While Itto tries to kill the Abbott (he fails on his first attempt, when the Abbott pulls some kind of Buddah-Jedi-Samurai mind trick on him), the overly-inquisitive Daigoro wanders off on his own again, getting into some kind of trouble as usual. This time he agrees to hold a purse for a beautiful pickpocket known as "Quick Change" Oyuu. As she is pursued by a constable, she asks him to hold it and not tell anyone, hoping it will allow her to get away (or at least not be caught with the evidence). When the constable recognizes the stolen purse in Daigoro's hand, he threatens to beat the child unless he identifies the woman who gave him the purse.
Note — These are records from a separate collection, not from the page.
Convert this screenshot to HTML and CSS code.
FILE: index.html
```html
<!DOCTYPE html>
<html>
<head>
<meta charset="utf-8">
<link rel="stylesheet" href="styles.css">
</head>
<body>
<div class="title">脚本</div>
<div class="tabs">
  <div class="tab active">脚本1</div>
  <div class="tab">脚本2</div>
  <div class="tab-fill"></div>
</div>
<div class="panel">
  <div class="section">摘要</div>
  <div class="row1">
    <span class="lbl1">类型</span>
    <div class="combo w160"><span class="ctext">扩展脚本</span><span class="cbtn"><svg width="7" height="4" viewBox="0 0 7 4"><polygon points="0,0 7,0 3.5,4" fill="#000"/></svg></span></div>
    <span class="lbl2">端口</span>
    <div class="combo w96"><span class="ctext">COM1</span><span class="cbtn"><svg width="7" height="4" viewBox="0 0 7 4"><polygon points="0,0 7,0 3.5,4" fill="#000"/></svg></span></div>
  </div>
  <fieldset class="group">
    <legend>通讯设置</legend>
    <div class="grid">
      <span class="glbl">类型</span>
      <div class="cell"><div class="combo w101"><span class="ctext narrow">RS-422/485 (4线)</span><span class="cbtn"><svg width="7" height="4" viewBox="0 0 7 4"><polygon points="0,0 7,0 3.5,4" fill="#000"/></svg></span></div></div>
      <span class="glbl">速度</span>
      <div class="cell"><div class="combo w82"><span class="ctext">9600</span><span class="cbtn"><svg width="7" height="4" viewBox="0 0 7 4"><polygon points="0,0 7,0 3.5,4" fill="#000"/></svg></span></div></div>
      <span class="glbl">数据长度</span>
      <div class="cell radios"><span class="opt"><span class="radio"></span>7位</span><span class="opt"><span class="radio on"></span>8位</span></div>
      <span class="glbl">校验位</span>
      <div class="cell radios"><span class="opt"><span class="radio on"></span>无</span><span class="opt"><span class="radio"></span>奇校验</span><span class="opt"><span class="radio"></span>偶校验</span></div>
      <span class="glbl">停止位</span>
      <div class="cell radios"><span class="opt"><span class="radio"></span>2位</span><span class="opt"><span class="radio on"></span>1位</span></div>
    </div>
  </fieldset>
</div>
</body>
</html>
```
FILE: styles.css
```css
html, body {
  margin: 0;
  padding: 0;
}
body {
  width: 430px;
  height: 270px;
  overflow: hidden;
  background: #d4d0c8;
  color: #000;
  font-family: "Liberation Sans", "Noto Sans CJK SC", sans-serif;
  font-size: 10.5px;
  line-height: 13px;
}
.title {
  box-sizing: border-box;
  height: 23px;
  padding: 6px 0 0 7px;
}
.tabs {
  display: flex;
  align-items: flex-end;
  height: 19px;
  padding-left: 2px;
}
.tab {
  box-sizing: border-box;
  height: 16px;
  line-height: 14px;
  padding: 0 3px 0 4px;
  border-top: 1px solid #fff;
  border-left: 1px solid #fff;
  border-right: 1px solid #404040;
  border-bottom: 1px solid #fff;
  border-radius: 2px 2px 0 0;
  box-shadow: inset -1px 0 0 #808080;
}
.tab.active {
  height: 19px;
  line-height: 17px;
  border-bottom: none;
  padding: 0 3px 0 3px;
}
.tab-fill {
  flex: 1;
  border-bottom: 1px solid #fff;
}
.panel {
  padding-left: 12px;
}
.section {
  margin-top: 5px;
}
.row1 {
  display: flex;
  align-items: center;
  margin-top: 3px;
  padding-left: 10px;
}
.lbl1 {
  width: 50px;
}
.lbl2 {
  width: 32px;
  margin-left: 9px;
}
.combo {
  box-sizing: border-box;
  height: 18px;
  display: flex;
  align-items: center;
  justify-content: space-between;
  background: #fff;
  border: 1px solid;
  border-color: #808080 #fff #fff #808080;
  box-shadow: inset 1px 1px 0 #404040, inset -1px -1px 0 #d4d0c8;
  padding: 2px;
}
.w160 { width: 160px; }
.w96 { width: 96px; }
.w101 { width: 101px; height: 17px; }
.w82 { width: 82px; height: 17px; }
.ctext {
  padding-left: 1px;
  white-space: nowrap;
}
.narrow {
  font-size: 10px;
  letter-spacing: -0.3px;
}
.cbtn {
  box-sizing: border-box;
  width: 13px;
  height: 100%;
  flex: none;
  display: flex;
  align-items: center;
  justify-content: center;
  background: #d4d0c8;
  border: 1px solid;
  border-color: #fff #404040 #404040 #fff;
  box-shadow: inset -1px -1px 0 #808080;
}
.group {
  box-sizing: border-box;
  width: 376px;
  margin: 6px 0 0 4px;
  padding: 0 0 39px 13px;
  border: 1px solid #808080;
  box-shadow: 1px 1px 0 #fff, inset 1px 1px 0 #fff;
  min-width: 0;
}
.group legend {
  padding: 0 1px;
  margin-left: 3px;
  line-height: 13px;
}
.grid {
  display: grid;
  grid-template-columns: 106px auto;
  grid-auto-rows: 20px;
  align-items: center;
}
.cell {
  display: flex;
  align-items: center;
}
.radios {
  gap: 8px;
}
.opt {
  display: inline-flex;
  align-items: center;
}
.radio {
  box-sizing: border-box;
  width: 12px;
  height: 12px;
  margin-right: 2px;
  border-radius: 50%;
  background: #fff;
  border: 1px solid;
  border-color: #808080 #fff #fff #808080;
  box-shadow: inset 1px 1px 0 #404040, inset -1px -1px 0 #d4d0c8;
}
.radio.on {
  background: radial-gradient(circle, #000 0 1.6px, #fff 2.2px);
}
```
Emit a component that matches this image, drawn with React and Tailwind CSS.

Proving himself to be as tough and stoic as his old man, Daigoro refuses. Even when Oyuu comes forward and confesses to prevent the beating, Daigoro refuses to admit that it was her. When Ogami Itto witnesses the interrogation taking place in the middle of the public square, he doesn't rush in with sword drawn to rescue his son, as one would expect. Instead, he watches proudly as Daigoro sticks to his guns. Although this little subplot is irrelevant to the rest of the film, it provides a pleasant diversion from the bloodshed and culminates in one of the more touching, yet unspoken, moments of affection between father and son - whose usual conversation merely consists of "Pa" and "Daigoro".
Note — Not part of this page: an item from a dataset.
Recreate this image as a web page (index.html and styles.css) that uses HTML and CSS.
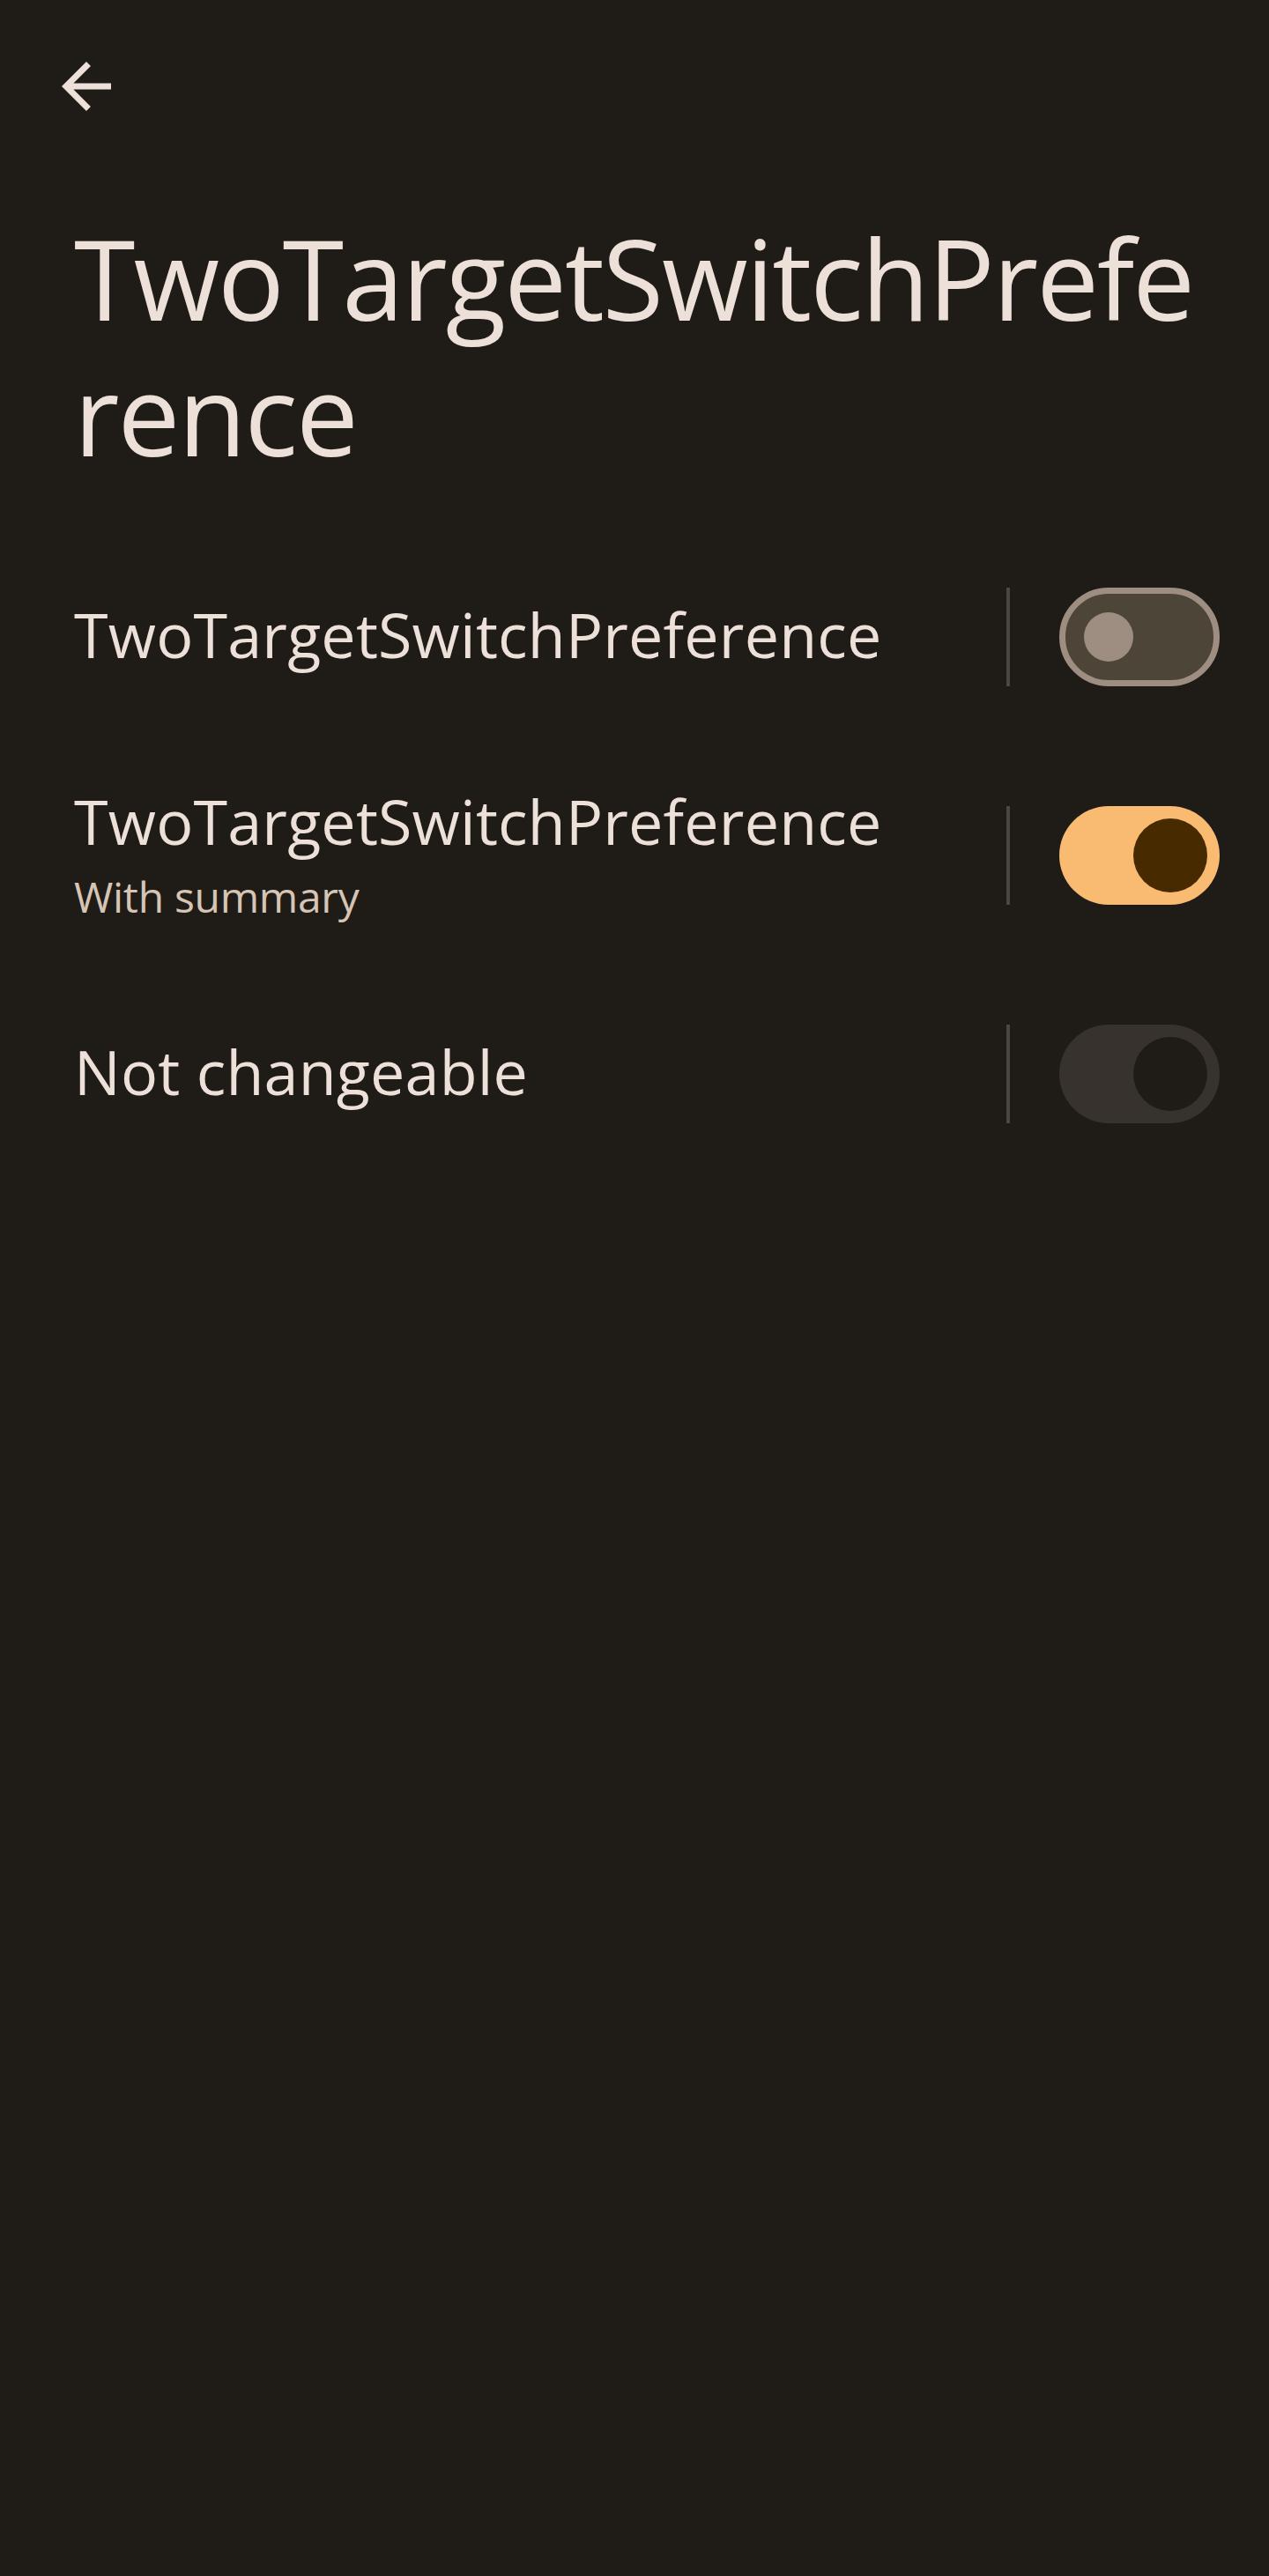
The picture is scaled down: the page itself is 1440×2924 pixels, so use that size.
FILE: index.html
```html
<!DOCTYPE html>
<html lang="en">
<head>
<meta charset="utf-8">
<title>TwoTargetSwitchPreference</title>
<link rel="stylesheet" href="styles.css">
</head>
<body>
<div class="screen">
  <header class="toolbar">
    <button class="back" aria-label="Navigate up">
      <svg viewBox="0 0 24 24" width="84" height="84" aria-hidden="true"><path d="M20 11H7.83l5.59-5.59L12 4l-8 8 8 8 1.41-1.41L7.83 13H20v-2z"/></svg>
    </button>
  </header>
  <h1 class="page-title"><span class="title-line">TwoTargetSwitchPrefe</span><span class="title-line">rence</span></h1>
  <ul class="prefs">
    <li class="pref">
      <div class="pref-text single">
        <div class="pref-title">TwoTargetSwitchPreference</div>
      </div>
      <span class="divider"></span>
      <span class="switch off"><span class="thumb"></span></span>
    </li>
    <li class="pref">
      <div class="pref-text">
        <div class="pref-title">TwoTargetSwitchPreference</div>
        <div class="pref-summary">With summary</div>
      </div>
      <span class="divider"></span>
      <span class="switch on"><span class="thumb"></span></span>
    </li>
    <li class="pref">
      <div class="pref-text single">
        <div class="pref-title">Not changeable</div>
      </div>
      <span class="divider"></span>
      <span class="switch on disabled"><span class="thumb"></span></span>
    </li>
  </ul>
</div>
</body>
</html>
```
FILE: styles.css
```css
html, body {
  margin: 0;
  padding: 0;
  background: #1f1b17;
}
body {
  font-family: "Open Sans", "Liberation Sans", sans-serif;
  color: #ece0d8;
}
.screen {
  min-height: 2924px;
  background: #1f1b17;
}
.toolbar {
  display: flex;
  padding: 56px 0 0 56px;
  height: 84px;
}
.back {
  width: 84px;
  height: 84px;
  padding: 0;
  border: 0;
  background: transparent;
  display: flex;
}
.back svg {
  fill: #ece0d8;
}
.page-title {
  margin: 98px 0 0 0;
  padding: 0 56px 0 84px;
  font-size: 126px;
  line-height: 154px;
  font-weight: 400;
  letter-spacing: -2px;
  color: #ece0d8;
  white-space: nowrap;
}
.title-line {
  display: block;
  height: 154px;
}
.prefs {
  list-style: none;
  margin: 53px 0 0 0;
  padding: 0;
}
.pref {
  display: flex;
  align-items: center;
  height: 248px;
  padding: 0 56px 0 84px;
}
.pref-text {
  flex: 1;
  min-width: 0;
}
.pref-text.single {
  padding-bottom: 7px;
}
.pref-title {
  font-size: 70px;
  line-height: 84px;
  letter-spacing: 0.2px;
  color: #ece0d8;
  white-space: nowrap;
}
.pref-summary {
  margin-top: 9px;
  font-size: 48px;
  line-height: 70px;
  letter-spacing: -0.3px;
  color: #d6c4b4;
}
.divider {
  width: 4px;
  height: 112px;
  background: #4a4541;
  margin-right: 56px;
}
.switch {
  box-sizing: border-box;
  width: 182px;
  height: 112px;
  border-radius: 56px;
  display: flex;
  align-items: center;
}
.switch.off {
  background: #4e4539;
  border: 7px solid #9d8e81;
  padding-left: 21px;
}
.switch.off .thumb {
  width: 56px;
  height: 56px;
  border-radius: 50%;
  background: #9d8e81;
}
.switch.on {
  background: #f9bb72;
  justify-content: flex-end;
  padding-right: 14px;
}
.switch.on .thumb {
  width: 84px;
  height: 84px;
  border-radius: 50%;
  background: #472a00;
}
.switch.on.disabled {
  background: #37322d;
}
.switch.on.disabled .thumb {
  background: #1f1b17;
}
```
Baby Cart in the Land of Demons uses small touches like these to expound on the father-son dynamic between Daigoro and Itto (who may be the first "single dad" action movie hero). It also reveals a previously unseen complexity of Itto, who hesitates to kill a holy man and struggles with the life of a "Demon" that he has chosen for both himself and his son. These nice little flourishes of character development aside, though, the film delivers the goods as usual in the bloodshed category
Carnage and Carnality
-no boobs. This may be a LW&C first! (there's so much killing, though, that you won't miss 'em)
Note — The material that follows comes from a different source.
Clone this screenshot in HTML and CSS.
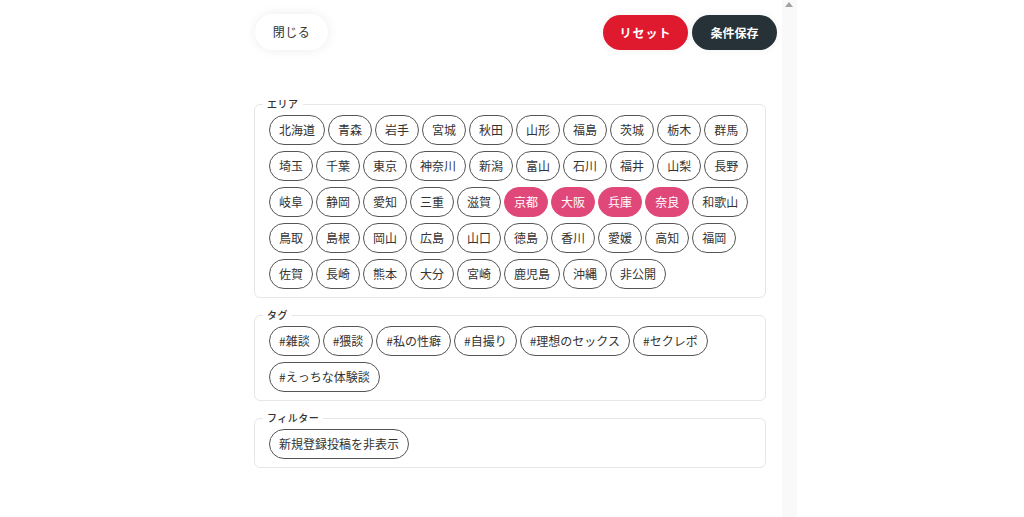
FILE: index.html
```html
<!DOCTYPE html>
<html lang="ja">
<head>
<meta charset="utf-8">
<title>検索条件</title>
<link rel="stylesheet" href="styles.css">
</head>
<body>
<div class="sheet">
  <div class="main">
    <div class="header">
      <button class="btn btn-close">閉じる</button>
      <div class="actions">
        <button class="btn btn-reset">リセット</button>
        <button class="btn btn-save">条件保存</button>
      </div>
    </div>

    <fieldset class="group group-area">
      <legend>エリア</legend>
      <div class="chips">
        <span class="chip">北海道</span><span class="chip">青森</span><span class="chip">岩手</span><span class="chip">宮城</span><span class="chip">秋田</span><span class="chip">山形</span><span class="chip">福島</span><span class="chip">茨城</span><span class="chip">栃木</span><span class="chip">群馬</span>
        <span class="chip">埼玉</span><span class="chip">千葉</span><span class="chip">東京</span><span class="chip">神奈川</span><span class="chip">新潟</span><span class="chip">富山</span><span class="chip">石川</span><span class="chip">福井</span><span class="chip">山梨</span><span class="chip">長野</span>
        <span class="chip">岐阜</span><span class="chip">静岡</span><span class="chip">愛知</span><span class="chip">三重</span><span class="chip">滋賀</span><span class="chip on">京都</span><span class="chip on">大阪</span><span class="chip on">兵庫</span><span class="chip on">奈良</span><span class="chip">和歌山</span>
        <span class="chip">鳥取</span><span class="chip">島根</span><span class="chip">岡山</span><span class="chip">広島</span><span class="chip">山口</span><span class="chip">徳島</span><span class="chip">香川</span><span class="chip">愛媛</span><span class="chip">高知</span><span class="chip">福岡</span>
        <span class="chip">佐賀</span><span class="chip">長崎</span><span class="chip">熊本</span><span class="chip">大分</span><span class="chip">宮崎</span><span class="chip">鹿児島</span><span class="chip">沖縄</span><span class="chip">非公開</span>
      </div>
    </fieldset>

    <fieldset class="group">
      <legend>タグ</legend>
      <div class="chips">
        <span class="chip">#雑談</span><span class="chip">#猥談</span><span class="chip">#私の性癖</span><span class="chip">#自撮り</span><span class="chip">#理想のセックス</span><span class="chip">#セクレポ</span><span class="chip">#えっちな体験談</span>
      </div>
    </fieldset>

    <fieldset class="group">
      <legend>フィルター</legend>
      <div class="chips">
        <span class="chip">新規登録投稿を非表示</span>
      </div>
    </fieldset>
  </div>
  <div class="scrollbar"><span class="arrow"></span></div>
</div>
</body>
</html>
```

FILE: styles.css
```css
html, body {
  margin: 0;
  padding: 0;
  background: #ffffff;
}

body {
  font-family: "Noto Sans CJK JP", "Noto Sans", sans-serif;
  color: #333333;
}

.sheet {
  display: flex;
  width: 557px;
  height: 517px;
  margin-left: 240px;
}

.main {
  width: 542px;
}

.header {
  display: flex;
  justify-content: space-between;
  align-items: flex-start;
  padding: 14px 5px 0 15px;
  height: 36px;
  margin-bottom: 48px;
}

.actions {
  display: flex;
  gap: 4px;
  padding-top: 1px;
}

.btn {
  height: 36px;
  border: none;
  border-radius: 18px;
  font-family: inherit;
  font-size: 12px;
  line-height: 36px;
  padding: 0;
  cursor: pointer;
}

.btn-close {
  width: 73px;
  background: #ffffff;
  color: #333333;
  letter-spacing: 0.5px;
  box-shadow: 0 0 12px rgba(0, 0, 0, 0.08);
}

.btn-reset {
  width: 85px;
  height: 35px;
  background: #df1a2e;
  color: #ffffff;
  font-weight: 700;
  letter-spacing: 1px;
  box-shadow: 0 0 10px rgba(0, 0, 0, 0.06);
}

.btn-save {
  width: 85px;
  height: 35px;
  background: #263238;
  color: #ffffff;
  font-weight: 700;
  box-shadow: 0 0 10px rgba(0, 0, 0, 0.06);
}

.group {
  margin: 0 16px 11px 14px;
  padding: 5px 14px 8px 14px;
  border: 1px solid #e6e6e6;
  border-radius: 6px;
  min-width: 0;
}

.group legend {
  padding: 0 4px;
  margin-left: -6px;
  font-size: 10px;
  line-height: 12px;
  font-weight: 500;
  color: #333333;
  letter-spacing: 0.5px;
}

.chips {
  display: flex;
  flex-wrap: wrap;
  gap: 6px 3px;
}

.chip {
  display: inline-block;
  height: 28px;
  line-height: 28px;
  padding: 0 9px;
  border: 1px solid #555555;
  border-radius: 15px;
  font-size: 12px;
  color: #333333;
  white-space: nowrap;
}

.chip.on {
  background: #e1487a;
  border-color: #e1487a;
  color: #ffffff;
}

.scrollbar {
  position: relative;
  width: 15px;
  height: 517px;
  background: #f9f9f9;
}

.arrow {
  position: absolute;
  top: 2px;
  left: 3px;
  width: 0;
  height: 0;
  border-left: 4px solid transparent;
  border-right: 4px solid transparent;
  border-bottom: 5px solid #a3a3a3;
}
```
-Kuroda clansman pinned to a windmill with twirling katana toss
-water duel featuring Ogami Itto's patented Wave Slash attack - with reverse grip!
-Potential poisoner pummelled by katana quick-draw
-long-winded Koruda clansman calmly relates details of assignment while on fire
-Lady Hamachiyo nearly ensnares Ogami Itto in her "chains of love"
-public beating of a child by police officers. Nobody gets it on tape because camcorders don't exist yet.
-Lone Wolf jumps into the river for a bout of synchronized slaying
-Ogami Itto emerges from the river to wield a naginata and kill two dozen men - officially becoming the first fat man to run around in an oversized diaper with a bow on his head and still look cool
-Scores of men killed in final battle, which includes:
. uppercut face cleaving
. sword snapping
. overhead reverse thrust to throat
. man cut completely in half, revealing the curious absence of any internal organs.
-Man, woman, and child efficiently beheadedI shall write my next review with a heavy heart, since it will mark the end of the glorious LONE WOLF AND CUB series. However, there is a glimmer of good news - LW&C #1 to be released on DVD in early 2003! At last, the legend will be preserved in digital.